▶ [WORK INSTRUCTIONS]: Transcribe the listing verbatim. Do not carry over any pictures.

**** DATA SEGMENT ****

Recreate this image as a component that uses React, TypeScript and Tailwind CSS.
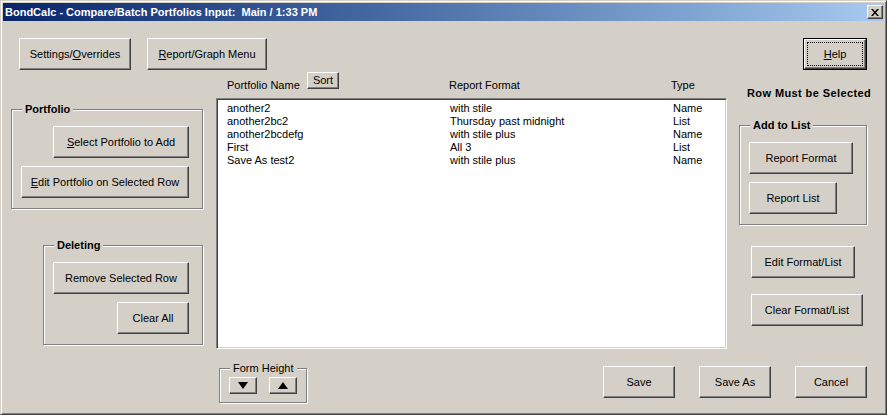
import React from "react";

const bevel =
  "bg-[#d4d0c8] border border-t-white border-l-white border-r-[#404040] border-b-[#404040] shadow-[inset_-1px_-1px_#808080]";

const Btn = ({ className, children }: { className: string; children: React.ReactNode }) => (
  <div className={`${bevel} flex shrink-0 items-center justify-center leading-[13px] ${className}`}>{children}</div>
);

const Frame = ({
  label,
  bold = true,
  className,
  children,
}: {
  label: string;
  bold?: boolean;
  className: string;
  children: React.ReactNode;
}) => (
  <div className={`shrink-0 border border-[#808080] shadow-[inset_1px_1px_white,1px_1px_white] ${className}`}>
    <div className={`-mt-[7px] ml-[10px] w-fit bg-[#d4d0c8] px-[3px] leading-[13px] ${bold ? "font-bold" : ""}`}>
      {label}
    </div>
    {children}
  </div>
);

const rows = [
  ["another2", "with stile", "Name"],
  ["another2bc2", "Thursday past midnight", "List"],
  ["another2bcdefg", "with stile plus", "Name"],
  ["First", "All 3", "List"],
  ["Save As test2", "with stile plus", "Name"],
];

const Arrow = ({ up }: { up?: boolean }) => (
  <svg width="10" height="7" viewBox="0 0 10 7">
    <polygon points={up ? "5,0 10,7 0,7" : "0,0 10,0 5,7"} fill="black" />
  </svg>
);

export default function App() {
  return (
    <div className="flex h-[415px] w-[887px] flex-col border border-t-[#d4d0c8] border-l-[#d4d0c8] border-r-[#404040] border-b-[#404040] bg-[#d4d0c8] p-[2px] font-['Liberation_Sans',Arial,sans-serif] text-[11px] text-black shadow-[inset_1px_1px_white,inset_-1px_-1px_#808080]">
      {/* title bar */}
      <div className="flex h-[18px] shrink-0 items-center justify-between bg-gradient-to-r from-[#0a246a] to-[#a6caf0] pl-[2px] pr-[1px]">
        <span className="whitespace-pre font-bold text-white">BondCalc - Compare/Batch Portfolios Input:  Main / 1:33 PM</span>
        <div className={`${bevel} flex h-[14px] w-[16px] items-center justify-center`}>
          <svg width="8" height="7" viewBox="0 0 8 7">
            <path d="M0 0h2l2 2.5L6 0h2L5 3.5 8 7H6L4 4.5 2 7H0l3-3.5z" fill="black" />
          </svg>
        </div>
      </div>

      {/* top buttons */}
      <div className="mt-[17px] flex h-[32px] shrink-0 items-start pl-[16px] pr-[17px]">
        <Btn className="h-[32px] w-[112px]">
          Settings/<u>O</u>verrides
        </Btn>
        <Btn className="ml-[16px] h-[32px] w-[120px]">
          <u>R</u>eport/Graph Menu
        </Btn>
        <div className="ml-auto h-[32px] w-[64px] border border-black">
          <div className={`${bevel} flex h-full w-full p-[2px]`}>
            <div className="flex flex-1 items-center justify-center border border-dotted border-black leading-[13px]">
              <span>
                <u>H</u>elp
              </span>
            </div>
          </div>
        </div>
      </div>

      {/* main area */}
      <div className="flex flex-1">
        {/* left column */}
        <div className="ml-[8px] flex w-[192px] shrink-0 flex-col">
          <Frame label="Portfolio" className="mt-[39px] h-[100px] w-[192px]">
            <Btn className="ml-[41px] mt-[10px] h-[32px] w-[136px]">
              <span>
                <u>S</u>elect Portfolio to Add
              </span>
            </Btn>
            <Btn className="ml-[9px] mt-[8px] h-[32px] w-[168px]">
              <span>
                <u>E</u>dit Portfolio on Selected Row
              </span>
            </Btn>
          </Frame>
          <Frame label="Deleting" className="ml-[32px] mt-[36px] h-[100px] w-[160px]">
            <Btn className="ml-[9px] mt-[10px] h-[32px] w-[136px]">Remove Selected Row</Btn>
            <Btn className="ml-[73px] mt-[8px] h-[32px] w-[72px]">Clear All</Btn>
          </Frame>
        </div>

        {/* right part */}
        <div className="ml-[13px] flex min-w-0 flex-1 flex-col pr-[17px]">
          <div className="flex">
            {/* list column */}
            <div className="flex w-[511px] shrink-0 flex-col">
              <div className="flex h-[28px] items-start pl-[11px] leading-[13px]">
                <div className="flex w-[222px]">
                  <span className="mt-[9px] w-[80px]">Portfolio Name</span>
                  <Btn className="mt-[2px] h-[17px] w-[32px]">Sort</Btn>
                </div>
                <span className="mt-[9px] w-[222px]">Report Format</span>
                <span className="mt-[9px]">Type</span>
              </div>
              <div className="h-[251px] border border-t-[#808080] border-l-[#808080] border-r-white border-b-white bg-white pl-[10px] pt-[3px] leading-[13px] shadow-[inset_1px_1px_#404040,inset_-1px_-1px_#d4d0c8]">
                {rows.map((r) => (
                  <div key={r[0]} className="flex">
                    <span className="w-[223px]">{r[0]}</span>
                    <span className="w-[223px]">{r[1]}</span>
                    <span>{r[2]}</span>
                  </div>
                ))}
              </div>
            </div>

            {/* right column */}
            <div className="ml-[12px] flex w-[128px] shrink-0 flex-col">
              <div className="ml-[8px] mt-[17px] w-[112px] whitespace-nowrap font-bold leading-[13px] tracking-[0.4px]">
                Row Must be Selected
              </div>
              <Frame label="Add to List" className="mt-[25px] h-[100px] w-[128px]">
                <Btn className="ml-[9px] mt-[10px] h-[32px] w-[104px]">Report Format</Btn>
                <Btn className="ml-[9px] mt-[8px] h-[32px] w-[88px]">Report List</Btn>
              </Frame>
              <Btn className="ml-[12px] mt-[21px] h-[32px] w-[104px]">Edit Format/List</Btn>
              <Btn className="ml-[12px] mt-[16px] h-[32px] w-[112px]">Clear Format/List</Btn>
            </div>
          </div>

          {/* bottom row */}
          <div className="flex items-start">
            <Frame label="Form Height" bold={false} className="ml-[3px] mt-[19px] h-[35px] w-[88px]">
              <div className="ml-[9px] mt-[2px] flex gap-[12px]">
                <Btn className="h-[17px] w-[28px]">
                  <Arrow />
                </Btn>
                <Btn className="h-[17px] w-[28px]">
                  <Arrow up />
                </Btn>
              </div>
            </Frame>
            <div className="ml-auto mt-[17px] flex gap-[24px]">
              <Btn className="h-[32px] w-[72px]">Save</Btn>
              <Btn className="h-[32px] w-[72px]">Save As</Btn>
              <Btn className="h-[32px] w-[72px]">Cancel</Btn>
            </div>
          </div>
        </div>
      </div>
    </div>
  );
}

****

▶ [EXERCISE RESULT]:
Recreate this image as a component that uses React, TypeScript and Tailwind CSS.
import React from "react";

const bevel =
  "bg-[#d4d0c8] border border-t-white border-l-white border-r-[#404040] border-b-[#404040] shadow-[inset_-1px_-1px_#808080]";

const Btn = ({ className, children }: { className: string; children: React.ReactNode }) => (
  <div className={`${bevel} flex shrink-0 items-center justify-center leading-[13px] ${className}`}>{children}</div>
);

const Frame = ({
  label,
  bold = true,
  className,
  children,
}: {
  label: string;
  bold?: boolean;
  className: string;
  children: React.ReactNode;
}) => (
  <div className={`shrink-0 border border-[#808080] shadow-[inset_1px_1px_white,1px_1px_white] ${className}`}>
    <div className={`-mt-[7px] ml-[10px] w-fit bg-[#d4d0c8] px-[3px] leading-[13px] ${bold ? "font-bold" : ""}`}>
      {label}
    </div>
    {children}
  </div>
);

const rows = [
  ["another2", "with stile", "Name"],
  ["another2bc2", "Thursday past midnight", "List"],
  ["another2bcdefg", "with stile plus", "Name"],
  ["First", "All 3", "List"],
  ["Save As test2", "with stile plus", "Name"],
];

const Arrow = ({ up }: { up?: boolean }) => (
  <svg width="10" height="7" viewBox="0 0 10 7">
    <polygon points={up ? "5,0 10,7 0,7" : "0,0 10,0 5,7"} fill="black" />
  </svg>
);

export default function App() {
  return (
    <div className="flex h-[415px] w-[887px] flex-col border border-t-[#d4d0c8] border-l-[#d4d0c8] border-r-[#404040] border-b-[#404040] bg-[#d4d0c8] p-[2px] font-['Liberation_Sans',Arial,sans-serif] text-[11px] text-black shadow-[inset_1px_1px_white,inset_-1px_-1px_#808080]">
      {/* title bar */}
      <div className="flex h-[18px] shrink-0 items-center justify-between bg-gradient-to-r from-[#0a246a] to-[#a6caf0] pl-[2px] pr-[1px]">
        <span className="whitespace-pre font-bold text-white">BondCalc - Compare/Batch Portfolios Input:  Main / 1:33 PM</span>
        <div className={`${bevel} flex h-[14px] w-[16px] items-center justify-center`}>
          <svg width="8" height="7" viewBox="0 0 8 7">
            <path d="M0 0h2l2 2.5L6 0h2L5 3.5 8 7H6L4 4.5 2 7H0l3-3.5z" fill="black" />
          </svg>
        </div>
      </div>

      {/* top buttons */}
      <div className="mt-[17px] flex h-[32px] shrink-0 items-start pl-[16px] pr-[17px]">
        <Btn className="h-[32px] w-[112px]">
          Settings/<u>O</u>verrides
        </Btn>
        <Btn className="ml-[16px] h-[32px] w-[120px]">
          <u>R</u>eport/Graph Menu
        </Btn>
        <div className="ml-auto h-[32px] w-[64px] border border-black">
          <div className={`${bevel} flex h-full w-full p-[2px]`}>
            <div className="flex flex-1 items-center justify-center border border-dotted border-black leading-[13px]">
              <span>
                <u>H</u>elp
              </span>
            </div>
          </div>
        </div>
      </div>

      {/* main area */}
      <div className="flex flex-1">
        {/* left column */}
        <div className="ml-[8px] flex w-[192px] shrink-0 flex-col">
          <Frame label="Portfolio" className="mt-[39px] h-[100px] w-[192px]">
            <Btn className="ml-[41px] mt-[10px] h-[32px] w-[136px]">
              <span>
                <u>S</u>elect Portfolio to Add
              </span>
            </Btn>
            <Btn className="ml-[9px] mt-[8px] h-[32px] w-[168px]">
              <span>
                <u>E</u>dit Portfolio on Selected Row
              </span>
            </Btn>
          </Frame>
          <Frame label="Deleting" className="ml-[32px] mt-[36px] h-[100px] w-[160px]">
            <Btn className="ml-[9px] mt-[10px] h-[32px] w-[136px]">Remove Selected Row</Btn>
            <Btn className="ml-[73px] mt-[8px] h-[32px] w-[72px]">Clear All</Btn>
          </Frame>
        </div>

        {/* right part */}
        <div className="ml-[13px] flex min-w-0 flex-1 flex-col pr-[17px]">
          <div className="flex">
            {/* list column */}
            <div className="flex w-[511px] shrink-0 flex-col">
              <div className="flex h-[28px] items-start pl-[11px] leading-[13px]">
                <div className="flex w-[222px]">
                  <span className="mt-[9px] w-[80px]">Portfolio Name</span>
                  <Btn className="mt-[2px] h-[17px] w-[32px]">Sort</Btn>
                </div>
                <span className="mt-[9px] w-[222px]">Report Format</span>
                <span className="mt-[9px]">Type</span>
              </div>
              <div className="h-[251px] border border-t-[#808080] border-l-[#808080] border-r-white border-b-white bg-white pl-[10px] pt-[3px] leading-[13px] shadow-[inset_1px_1px_#404040,inset_-1px_-1px_#d4d0c8]">
                {rows.map((r) => (
                  <div key={r[0]} className="flex">
                    <span className="w-[223px]">{r[0]}</span>
                    <span className="w-[223px]">{r[1]}</span>
                    <span>{r[2]}</span>
                  </div>
                ))}
              </div>
            </div>

            {/* right column */}
            <div className="ml-[12px] flex w-[128px] shrink-0 flex-col">
              <div className="ml-[8px] mt-[17px] w-[112px] whitespace-nowrap font-bold leading-[13px] tracking-[0.4px]">
                Row Must be Selected
              </div>
              <Frame label="Add to List" className="mt-[25px] h-[100px] w-[128px]">
                <Btn className="ml-[9px] mt-[10px] h-[32px] w-[104px]">Report Format</Btn>
                <Btn className="ml-[9px] mt-[8px] h-[32px] w-[88px]">Report List</Btn>
              </Frame>
              <Btn className="ml-[12px] mt-[21px] h-[32px] w-[104px]">Edit Format/List</Btn>
              <Btn className="ml-[12px] mt-[16px] h-[32px] w-[112px]">Clear Format/List</Btn>
            </div>
          </div>

          {/* bottom row */}
          <div className="flex items-start">
            <Frame label="Form Height" bold={false} className="ml-[3px] mt-[19px] h-[35px] w-[88px]">
              <div className="ml-[9px] mt-[2px] flex gap-[12px]">
                <Btn className="h-[17px] w-[28px]">
                  <Arrow />
                </Btn>
                <Btn className="h-[17px] w-[28px]">
                  <Arrow up />
                </Btn>
              </div>
            </Frame>
            <div className="ml-auto mt-[17px] flex gap-[24px]">
              <Btn className="h-[32px] w-[72px]">Save</Btn>
              <Btn className="h-[32px] w-[72px]">Save As</Btn>
              <Btn className="h-[32px] w-[72px]">Cancel</Btn>
            </div>
          </div>
        </div>
      </div>
    </div>
  );
}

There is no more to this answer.